I am compelled to post a comment concerning the Ranke article posted on your blog.

I, too, share this theologians pessimism when it comes to thinking the Roman church will change anytime soon. It won't! That is why I consider myself Old Catholic. The Catholicism I learned the church I grew up in as a child and young adult (Vat. II) has disappeared, and it is not coming back anytime soon.

A new Catholic Church has been created and Mother Angelica and EWTN helped to create what we now see in the church.

I am proud to proclaim that I am part of what is now the old Catholic faith, and I cannot (even if I wanted to) be part of this new Catholicism being proclaimed from the Roman pulpets.

I am compelled to quote (somewhat lengthy) from a priest and famous Notre Dame homilist (Pere Hyacinthe) who opposed the Vat.
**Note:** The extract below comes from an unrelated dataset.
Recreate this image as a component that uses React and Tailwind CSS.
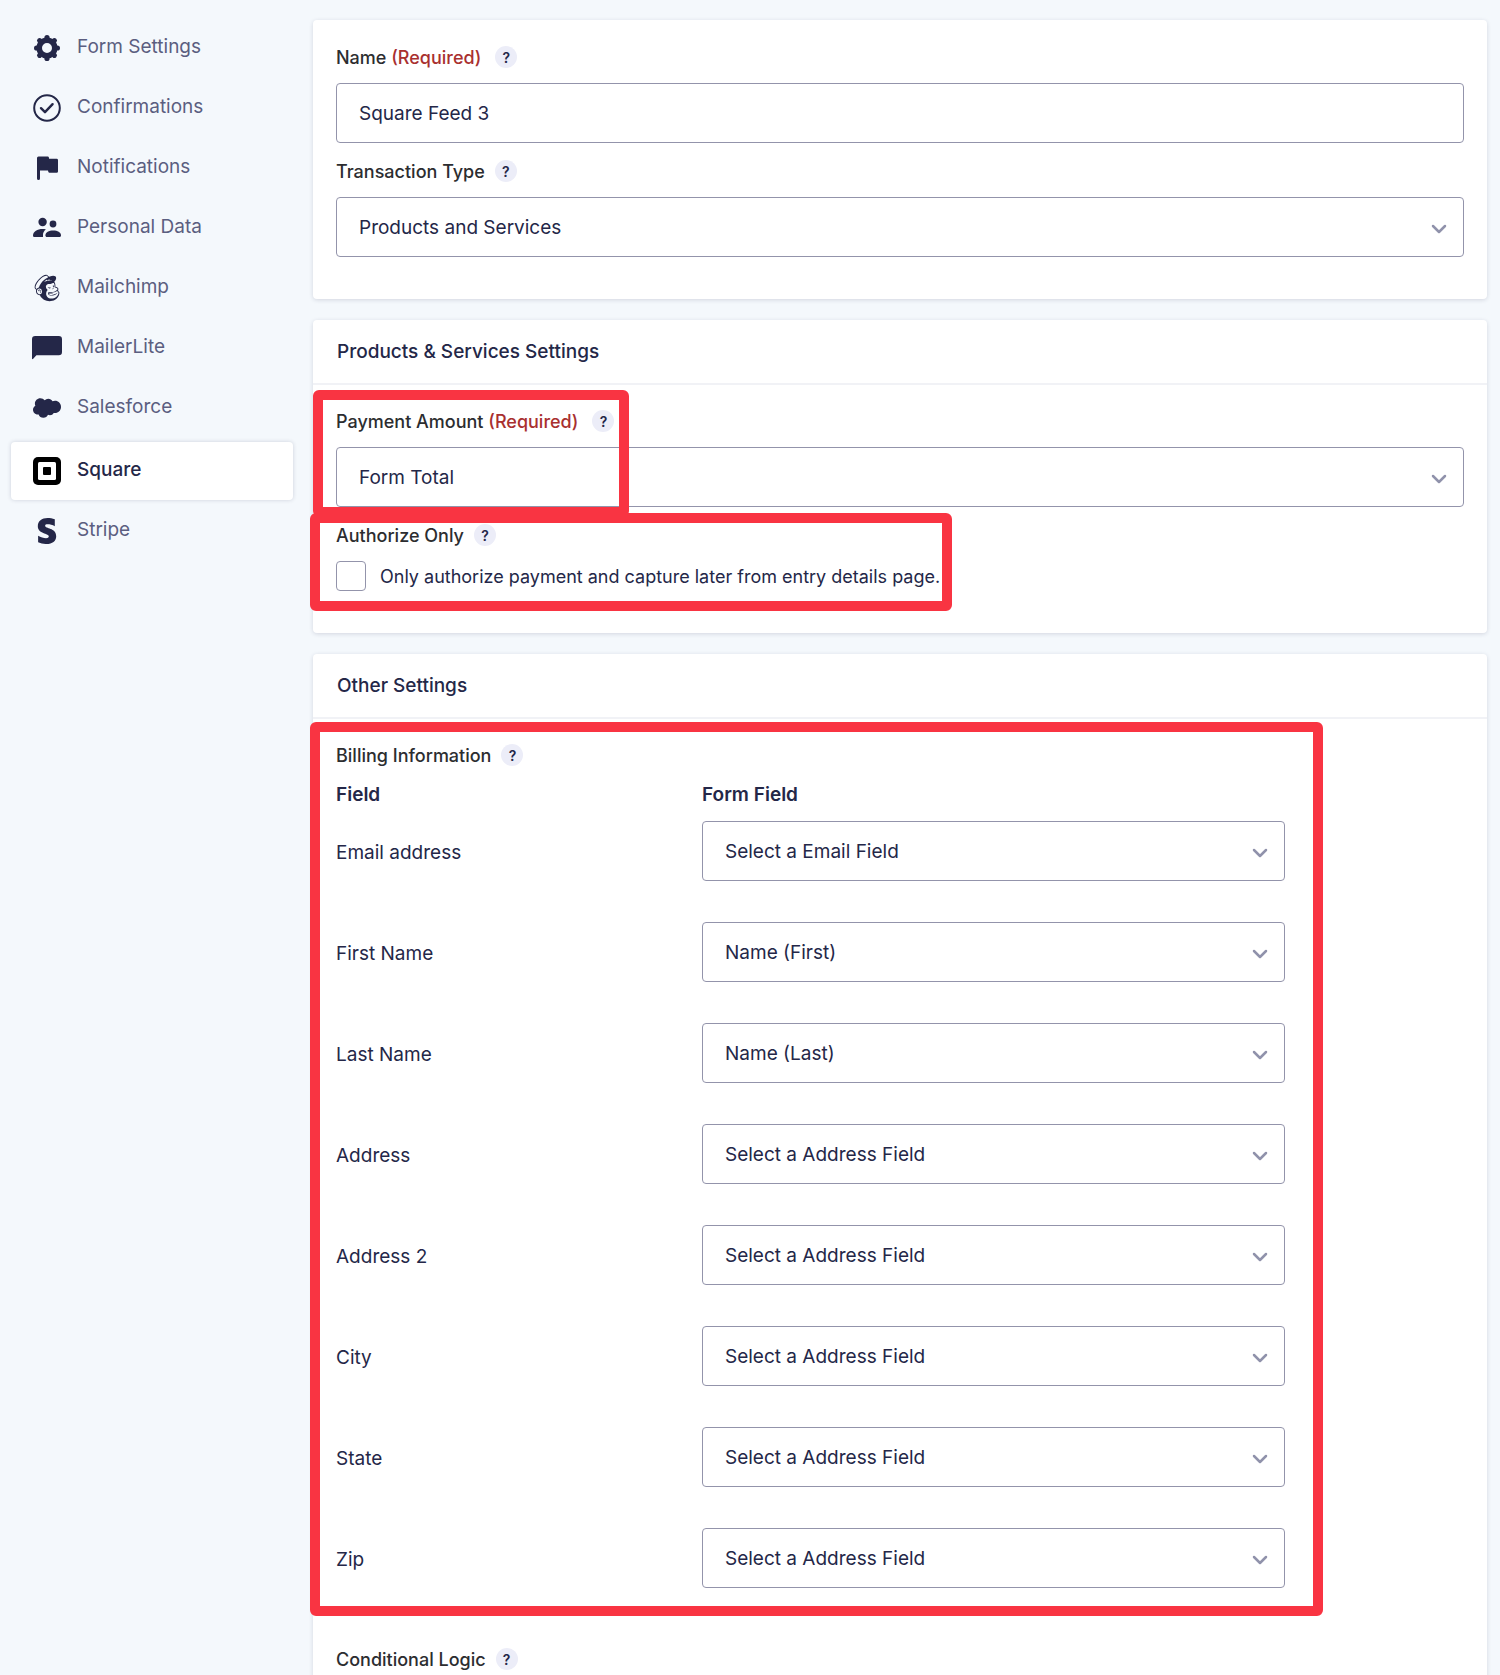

I doctrine of papal infallibility stating 150 years ago (and eventually excommunicated for this) that the Old Catholic movement is a real and justifiable Catholic movement because "the most permanent claim of the Old Catholic movement on our interest, is the witness which it has borne to the force of independent and honest conviction against tremendous odds. It is this open expression of dissent, this free and firm demand for reform...that constitutes the value, and that justifies the experiment, of such a reforming school the Church, wherever it may be, that is the scene of the struggle. Many doubtless in the Roman Catholic Church, both laity and clergy, hold the same opinions as the Old Catholics, but few have spoken; and whereas the reticence of the many is the canker and misery of the whole Church to which they belong, the utterance of the few is the sole condition of their remaining lawfully and with a good conscience within the pale of a Church to which they can only adhere in the hope of eliminating its worse and developing its better elements." Pere Hyacinthe Loyson, "Catholic Reform: Letter, Fragments, Discourses," trans. Madame Hyacinthe Loyson (London: MacMillan and Co., 1874), 30-31.